Data lines:
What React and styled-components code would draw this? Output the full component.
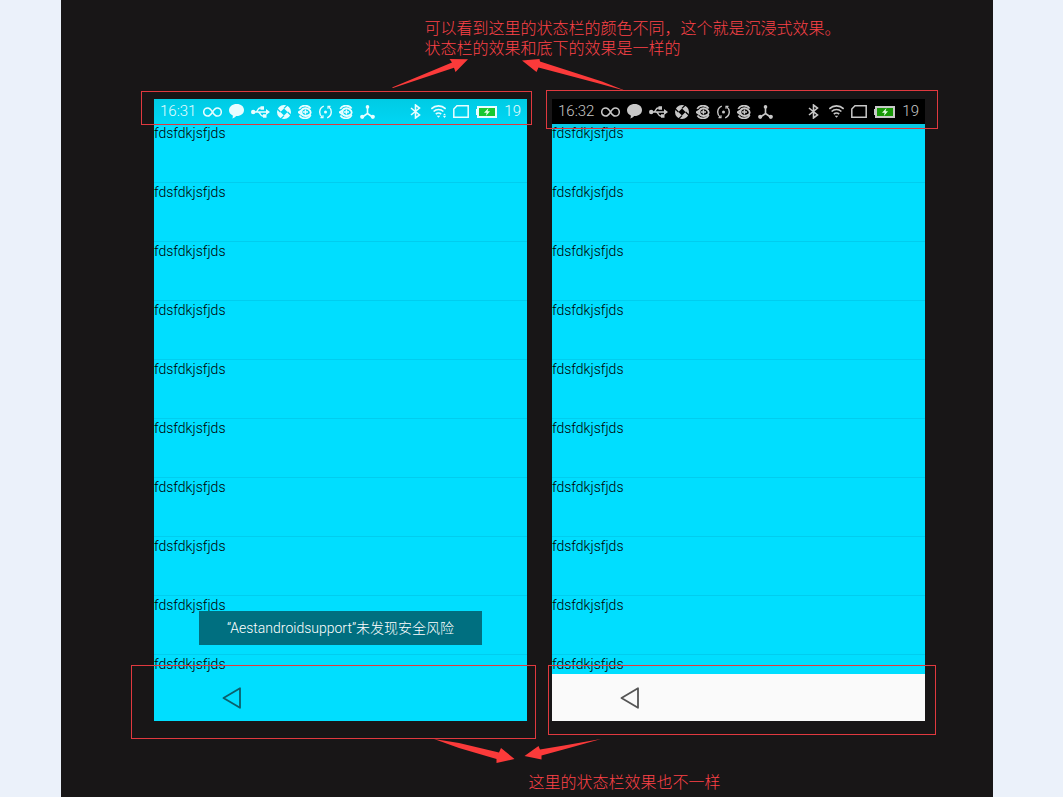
import React from "react";
import styled, { createGlobalStyle } from "styled-components";

const Global = createGlobalStyle`
  * { box-sizing: border-box; }
  body { margin: 0; background: #ebf1fa; font-family: Roboto, "Noto Sans CJK SC", sans-serif; }
`;

const Page = styled.div`
  min-height: 100vh;
  padding: 0 70px 0 61px;
  display: flex;
`;

const Stage = styled.main`
  flex: 1;
  padding: 19px 68px 3px 93px;
  background: #181617;
`;

const Note = styled.p`
  margin: 0 0 0 calc(50% - ${(p) => p.$shift}px);
  color: #ff4248;
  font-family: "Liberation Sans", "Noto Sans CJK SC", sans-serif;
  font-weight: 300;
  font-size: 16px;
  line-height: 20px;
  white-space: nowrap;
`;

const NoteLine = styled.span`
  display: block;
  height: 20px;
`;

const Arrows = styled.svg`
  display: block;
  position: relative;
  z-index: 2;
  margin-left: calc(50% - ${(p) => p.$shift}px);
  fill: #fb3a3a;
`;

const Phones = styled.div`
  display: grid;
  grid-template-columns: 1fr 1fr;
  gap: 25px;
  margin: 7px 0 18px;
`;

const Phone = styled.section`
  position: relative;
  display: flex;
  flex-direction: column;
  height: 622px;
  background: #00deff;
`;

const StatusBar = styled.header`
  display: flex;
  justify-content: space-between;
  flex: none;
  height: 25px;
  padding: 0 6px;
  background: ${(p) => (p.$dark ? "#000" : "linear-gradient(#00cbe4, #00d6f4)")};
  color: ${(p) => (p.$dark ? "#c8c8c8" : "#e8fdff")};
`;

const StatusGroup = styled.div`
  display: flex;
  align-items: center;
  gap: 7px;
  svg { display: block; flex: none; }
`;

const StatusText = styled.span`
  font-size: 15px;
  line-height: 25px;
  font-weight: 300;
`;

const Rows = styled.ul`
  flex: 1;
  min-height: 0;
  overflow: hidden;
  margin: 0;
  padding: 0;
  list-style: none;
  background: ${(p) => (p.$shaded ? "linear-gradient(#0ac8e4 5px, transparent 5px)" : "none")};
`;

const Row = styled.li`
  height: 59px;
  border-bottom: 1px solid #00cdef;
  color: #000;
  font-size: 14px;
  font-weight: 300;
  line-height: 19px;
`;

const NavBar = styled.nav`
  flex: none;
  height: 47px;
  padding-left: 68px;
  display: flex;
  align-items: center;
  background: ${(p) => (p.$light ? "#fafafa" : "transparent")};
  color: ${(p) => (p.$light ? "#555" : "#0b5f6c")};
`;

const BackButton = styled.button`
  display: block;
  padding: 0;
  border: 0;
  background: none;
  color: inherit;
  svg { display: block; }
`;

const Toast = styled.div`
  position: absolute;
  bottom: 76px;
  left: 0;
  right: 0;
  width: fit-content;
  margin: 0 auto;
  padding: 0 28px;
  background: #006f80;
  color: #fff;
  font-size: 14px;
  font-weight: 300;
  line-height: 34px;
  white-space: nowrap;
`;

const Frame = styled.div`
  position: absolute;
  z-index: 1;
  top: ${(p) => p.$top}px;
  left: ${(p) => p.$left}px;
  right: ${(p) => p.$right}px;
  height: ${(p) => p.$height}px;
  border: 1px solid #e0393f;
  pointer-events: none;
`;

const Infinity = () => (
  <svg width="19" height="10" viewBox="0 0 19 10" fill="none" stroke="currentColor" strokeWidth="1.5">
    <path d="M9.5 5C8 2.5 6.800.9 4.800.9a4.100 4.100 0 0 0 0 8.200C6.800 9.100 8 7.500 9.500 5s2.700-4.100 4.700-4.100a4.100 4.100 0 0 1 0 8.200C12.200 9.100 11 7.500 9.500 5z" />
  </svg>
);

const Chat = () => (
  <svg width="15" height="15" viewBox="0 0 15 15" fill="currentColor">
    <path d="M7.700 0C12 0 15 2.600 15 6s-3 6.100-7.300 6.100H7.200C6.300 13.200 5 14.200 3.200 14.600c.6-1 .8-2 .6-3.200C1.500 10.500 0 8.500 0 6.200 0 2.700 3.400 0 7.700 0z" />
  </svg>
);

const Usb = () => (
  <svg width="19" height="12" viewBox="0 0 19 12" fill="none" stroke="currentColor" strokeWidth="1.5">
    <path d="M2 6h14M4.500 6C7 6 6.500 2 9 2h2M7 6c2.500 0 2 4 4.500 4h2" />
    <circle cx="2.200" cy="6" r="2.200" fill="currentColor" stroke="none" />
    <path d="M15 3 19 6l-4 3zM9.500 .3h3.500v3.400H9.500zM12 8.300h3.500v3.400H12z" fill="currentColor" stroke="none" />
  </svg>
);

const Shutter = () => (
  <svg width="14" height="14" viewBox="0 0 14 14">
    <mask id="shutter-blades">
      <circle cx="7" cy="7" r="7" fill="#fff" />
      <path d="M7 3.400 10.600 7 7 10.600 3.400 7z" fill="#000" />
      <path d="M3.400 7-4.100-.5M7 3.400 14.500-4.100M10.600 7 18.100 14.500M7 10.600-.5 18.100" stroke="#000" strokeWidth="1.200" />
    </mask>
    <rect width="14" height="14" fill="currentColor" mask="url(#shutter-blades)" />
  </svg>
);

const Orbit = () => (
  <svg width="14" height="14" viewBox="0 0 14 14" fill="none" stroke="currentColor">
    <path d="M1.200 3.800C3.500-.3 10-.5 12.600 3.500" strokeWidth="1.700" />
    <path d="M12.800 10.200C10.500 14.300 4 14.500 1.400 10.500" strokeWidth="1.700" />
    <path d="M11 4.600C8.500 2.200 3.600 3 3.200 7c0 3.500 4 5 7.600 3.200" strokeWidth="2" />
    <path d="M10.500 4.200C13.500 6 13.500 9 10.300 10.400M3.300 5.500.6 7.200l2.800 2" strokeWidth="1.800" />
    <path d="M4.800 7h5.200M7.400 4.400v5.200" strokeWidth="1.500" />
  </svg>
);

const Sync = () => (
  <svg width="13" height="14" viewBox="0 0 13 14" fill="none" stroke="currentColor" strokeWidth="1.400">
    <path d="M4.800 1.200C-.2 3-.4 9.500 3.200 12M8.200 12.800C13.200 11 13.400 4.500 9.800 2" />
    <path d="M1.500 12.600h2.500V10.300M11.500 1.400H9v2.300" strokeWidth="1.200" />
    <circle cx="6.500" cy="7" r="1.500" fill="currentColor" stroke="none" />
  </svg>
);

const Trident = () => (
  <svg width="15" height="14" viewBox="0 0 15 14" fill="currentColor">
    <path d="M7.500 2v6.500L2.500 12M7.500 8.500l5 3.500" fill="none" stroke="currentColor" strokeWidth="1.600" />
    <circle cx="7.500" cy="1.900" r="1.800" />
    <circle cx="2.200" cy="11.800" r="2.100" />
    <circle cx="12.800" cy="11.800" r="2.100" />
  </svg>
);

const Bluetooth = () => (
  <svg width="16" height="15" viewBox="0 0 16 15" fill="none" stroke="currentColor" strokeWidth="1.600">
    <path d="M3 4l8.500 7L7.500 14V1l4 3L3 11" />
  </svg>
);

const Wifi = ({ full }) => (
  <svg width="15" height="13" viewBox="0 0 15 13" fill="none" stroke="currentColor" strokeWidth="1.600">
    <path d="M.3 3.800a10.400 10.400 0 0 1 14.400 0M2.600 6.500a7 7 0 0 1 9.800 0M4.800 9.100a3.900 3.900 0 0 1 5.400 0" />
    <path d="M5.700 10.700h3.600L7.500 12.800z" fill="currentColor" stroke="none" />
    {!full && <path d="M12 11h3l-1.500 2zM12 10.300h3L13.500 8.500z" fill="currentColor" stroke="none" />}
  </svg>
);

const Sim = () => (
  <svg width="16" height="13" viewBox="0 0 16 13" fill="none" stroke="currentColor" strokeWidth="1.500">
    <path d="M4 .8h11.200v11.400H.8V4z" />
  </svg>
);

const Battery = ({ level }) => (
  <svg width="21" height="12" viewBox="0 0 21 12">
    <path d="M0 3h2v6H0z" fill="currentColor" />
    <rect x="2" y="1" width="18" height="10" fill={level} stroke="currentColor" strokeWidth="2" />
    <path d="M12.500 2 8 6.800h2.700L9.800 10 14 5.300h-2.500z" fill="#e8ffe8" />
  </svg>
);

const BackIcon = () => (
  <svg width="20" height="22" viewBox="0 0 20 22" fill="none" stroke="currentColor" strokeWidth="1.800" strokeLinejoin="round">
    <path d="M18 1.200v19.600L1.500 11z" />
  </svg>
);

const items = Array.from({ length: 10 }, () => "fdsfdkjsfjds");

function Device({ time, separateBars, toast, frames }) {
  return (
    <Phone>
      <StatusBar $dark={separateBars}>
        <StatusGroup>
          <StatusText>{time}</StatusText>
          <Infinity />
          <Chat />
          <Usb />
          <Shutter />
          <Orbit />
          <Sync />
          <Orbit />
          <Trident />
        </StatusGroup>
        <StatusGroup>
          <Bluetooth />
          <Wifi full={separateBars} />
          <Sim />
          <Battery level={separateBars ? "#189808" : "#18c832"} />
          <StatusText>19</StatusText>
        </StatusGroup>
      </StatusBar>
      <Rows $shaded={separateBars}>
        {items.map((text, i) => (
          <Row key={i}>{text}</Row>
        ))}
      </Rows>
      <NavBar $light={separateBars}>
        <BackButton type="button" aria-label="Back">
          <BackIcon />
        </BackButton>
      </NavBar>
      {toast && <Toast role="status">{toast}</Toast>}
      {frames.map((f) => (
        <Frame key={f.top} $top={f.top} $left={f.left} $right={f.right} $height={f.height} />
      ))}
    </Phone>
  );
}

const leftFrames = [
  { top: -8, left: -13, right: -5, height: 34 },
  { top: 566, left: -23, right: -9, height: 74 },
];
const rightFrames = [
  { top: -9, left: -6, right: -13, height: 39 },
  { top: 566, left: -4, right: -11, height: 70 },
];

export default function App() {
  return (
    <>
      <Global />
      <Page>
        <Stage>
          <Note $shift={115}>
            <NoteLine>可以看到这里的状态栏的颜色不同，这个就是沉浸式效果。</NoteLine>
            <NoteLine>状态栏的效果和底下的效果是一样的</NoteLine>
          </Note>
          <Arrows $shift={148} width="234" height="33" viewBox="0 1 234 33">
            <path d="M0 29.500 60 4.500 57.500 1 76 1.200 63.500 14 62 9.800 1 30z" />
            <path d="M130 2.500 147.500 1 148 3.500 210 23.500 234 33 205 25 146.500 9.500 144.500 14z" />
          </Arrows>
          <Phones>
            <Device
              time="16:31"
              toast="“Aestandroidsupport”未发现安全风险"
              frames={leftFrames}
            />
            <Device time="16:32" separateBars frames={rightFrames} />
          </Phones>
          <Arrows $shift={106} width="168" height="34" viewBox="0 0 168 34">
            <path d="M0 0 25 4 65 13.500 67 9 80.500 20 62.500 24 62.500 20 25 9z" />
            <path d="M167 0 130 6.500 106 10.500 104.500 7 90.500 17 107.500 20.500 107.500 16.500 135 9z" />
          </Arrows>
          <Note $shift={11}>这里的状态栏效果也不一样</Note>
        </Stage>
      </Page>
    </>
  );
}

Job: Report all lines of the data above that include the string "React".

Complete response:
What React and styled-components code would draw this? Output the full component.
import React from "react";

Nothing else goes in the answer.